How It will Impact India?

  • Lucknow and Patna, were among the cities predicted to reach wet-bulb temperatures of 35°C if emissions continued to rise, while Bhubaneswar, Chennai, Mumbai, Indore, and Ahmedabad are ‘at risk’ of reaching wet-bulb temperatures of 32°C-34°C with continued emissions.
  • With continuing emissions, parts of central India including Vidarbha are at risk of exceeding wet bulb temperatures of 32-34°C.
  • This will have consequences such as a rise in heat-wave linked deaths or reduced productivity.
  • Relying on artificial cooling to cope with the growing heat would supercharge energy demand and leave many people dangerously exposed to power failures.
    • It would also abandon the most vulnerable members of society and doesn’t help those who have to venture outside.

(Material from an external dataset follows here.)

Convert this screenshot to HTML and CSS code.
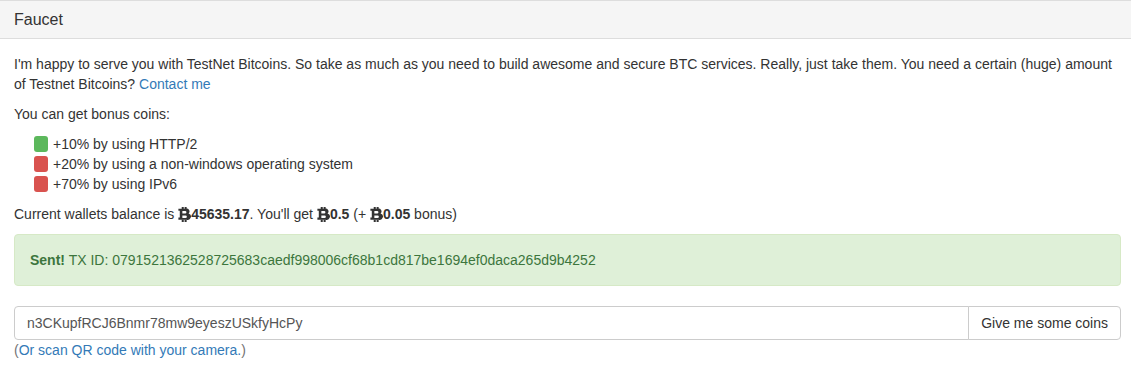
FILE: index.html
```html
<!DOCTYPE html>
<html lang="en">
<head>
    <meta charset="UTF-8">
    <meta name="viewport" content="width=device-width, initial-scale=1.0">
    <title>Faucet</title>
    <link rel="stylesheet" href="styles.css">
</head>
<body>
    <div class="panel">
        <div class="panel-heading">
            <h3 class="panel-title">Faucet</h3>
        </div>
        <div class="panel-body">
            <p>I'm happy to serve you with TestNet Bitcoins. So take as much as you need to build awesome and secure BTC services. Really, just take them. You need a certain (huge) amount of Testnet Bitcoins? <a href="#">Contact me</a></p>

            <p>You can get bonus coins:</p>
            <ul class="bonus-list">
                <li><span class="label ok"></span>+10% by using HTTP/2</li>
                <li><span class="label no"></span>+20% by using a non-windows operating system</li>
                <li><span class="label no"></span>+70% by using IPv6</li>
            </ul>

            <p>Current wallets balance is <b><svg class="btc" viewBox="0 0 12 14"><rect x="3.4" y="0" width="1.9" height="2.2" /><rect x="6.1" y="0" width="1.9" height="2.2" /><rect x="3.4" y="11.8" width="1.9" height="2.2" /><rect x="6.1" y="11.8" width="1.9" height="2.2" /><path d="M0.3 1.6h6.9a2.8 2.6 0 0 1 2.6 4.4a3 2.9 0 0 1 -1.9 5.8h-7.6v-1.9h1.3v-6.4h-1.3z M4 3.7v2.4h2.6a1.2 1.2 0 0 0 0 -2.4z M4 7.9v2.4h3a1.2 1.2 0 0 0 0 -2.4z" fill-rule="evenodd" /></svg>45635.17</b>. You'll get <b><svg class="btc" viewBox="0 0 12 14"><rect x="3.4" y="0" width="1.9" height="2.2" /><rect x="6.1" y="0" width="1.9" height="2.2" /><rect x="3.4" y="11.8" width="1.9" height="2.2" /><rect x="6.1" y="11.8" width="1.9" height="2.2" /><path d="M0.3 1.6h6.9a2.8 2.6 0 0 1 2.6 4.4a3 2.9 0 0 1 -1.9 5.8h-7.6v-1.9h1.3v-6.4h-1.3z M4 3.7v2.4h2.6a1.2 1.2 0 0 0 0 -2.4z M4 7.9v2.4h3a1.2 1.2 0 0 0 0 -2.4z" fill-rule="evenodd" /></svg>0.5</b> (+ <b><svg class="btc" viewBox="0 0 12 14"><rect x="3.4" y="0" width="1.9" height="2.2" /><rect x="6.1" y="0" width="1.9" height="2.2" /><rect x="3.4" y="11.8" width="1.9" height="2.2" /><rect x="6.1" y="11.8" width="1.9" height="2.2" /><path d="M0.3 1.6h6.9a2.8 2.6 0 0 1 2.6 4.4a3 2.9 0 0 1 -1.9 5.8h-7.6v-1.9h1.3v-6.4h-1.3z M4 3.7v2.4h2.6a1.2 1.2 0 0 0 0 -2.4z M4 7.9v2.4h3a1.2 1.2 0 0 0 0 -2.4z" fill-rule="evenodd" /></svg>0.05</b> bonus)</p>

            <div class="alert">
                <strong>Sent!</strong> TX ID: 0791521362528725683caedf998006cf68b1cd817be1694ef0daca265d9b4252
            </div>

            <form class="input-group">
                <input type="text" class="form-control" value="n3CKupfRCJ6Bnmr78mw9eyeszUSkfyHcPy">
                <button type="button" class="btn">Give me some coins</button>
            </form>
            <div class="help">(<a href="#">Or scan QR code with your camera.</a>)</div>
        </div>
    </div>
</body>
</html>
```

FILE: styles.css
```css
body {
    margin: 0;
    font-family: "Liberation Sans", Arial, sans-serif;
    font-size: 14px;
    line-height: 20px;
    color: #333;
    background: #fff;
}
a {
    color: #337ab7;
    text-decoration: none;
}
p {
    margin: 0 0 10px;
}
.panel {
    margin: 0 -6px 0 -2px;
    border: 1px solid #ddd;
    background: #fff;
}
.panel-heading {
    padding: 10px 15px;
    background-color: #f5f5f5;
    border-bottom: 1px solid #ddd;
}
.panel-title {
    margin: 0;
    font-size: 16px;
    font-weight: normal;
    line-height: 17px;
}
.panel-body {
    padding: 15px;
}
.bonus-list {
    list-style: none;
    margin: 0 0 10px;
    padding-left: 20px;
}
.bonus-list li {
    display: flex;
    align-items: center;
}
.label {
    display: inline-block;
    width: 14px;
    height: 16px;
    margin-right: 5px;
    border-radius: 3px;
}
.label.ok {
    background-color: #5cb85c;
}
.label.no {
    background-color: #d9534f;
}
.btc {
    width: 13px;
    height: 15px;
    vertical-align: -3px;
    fill: #333;
}
.alert {
    padding: 15px;
    margin-bottom: 20px;
    border: 1px solid #d6e9c6;
    border-radius: 4px;
    background-color: #dff0d8;
    color: #3c763d;
}
.input-group {
    display: flex;
    margin: 0;
}
.form-control {
    flex: 1;
    height: 34px;
    box-sizing: border-box;
    padding: 6px 12px;
    border: 1px solid #ccc;
    border-radius: 4px 0 0 4px;
    font-family: inherit;
    font-size: 14px;
    color: #555;
    outline: none;
}
.btn {
    height: 34px;
    margin-left: -1px;
    padding: 6px 12px;
    border: 1px solid #ccc;
    border-radius: 0 4px 4px 0;
    background-color: #fff;
    font-family: inherit;
    font-size: 14px;
    color: #333;
    cursor: pointer;
}
.help {
    color: #737373;
}
```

What are Dew Point and Dry Bulb Temperatures?

  • Dry Bulb Temperature:
    • The Dry Bulb temperature, usually referred to as “air temperature”, is the air property that is most commonly used. When people refer to the temperature of the air they are normally referring to the dry bulb temperature.
    • The Dry Bulb Temperature refers basically to the ambient air temperature. It is called “Dry Bulb” because the air temperature is indicated by a thermometer not affected by the moisture of the air.
    • Dry-bulb temperature can be measured using a normal thermometer freely exposed to the air but shielded from radiation and moisture.
    • The dry-bulb temperature is an indicator of heat content.
  • Dew Point Temperature:
    • The Dew Point is the temperature where water vapour starts to condense out of the air (the temperature at which air becomes completely saturated).
      • Above this temperature the moisture stays in the air.
    • If the dew-point temperature is close to the dry air temperature – the relative humidity is high.
    • If the dew point is well below the dry air temperature – the relative humidity is low.
    • The Dew Point temperature is always lower than the Dry Bulb temperature and will be identical with 100% relative humidity (the air is at the saturation line).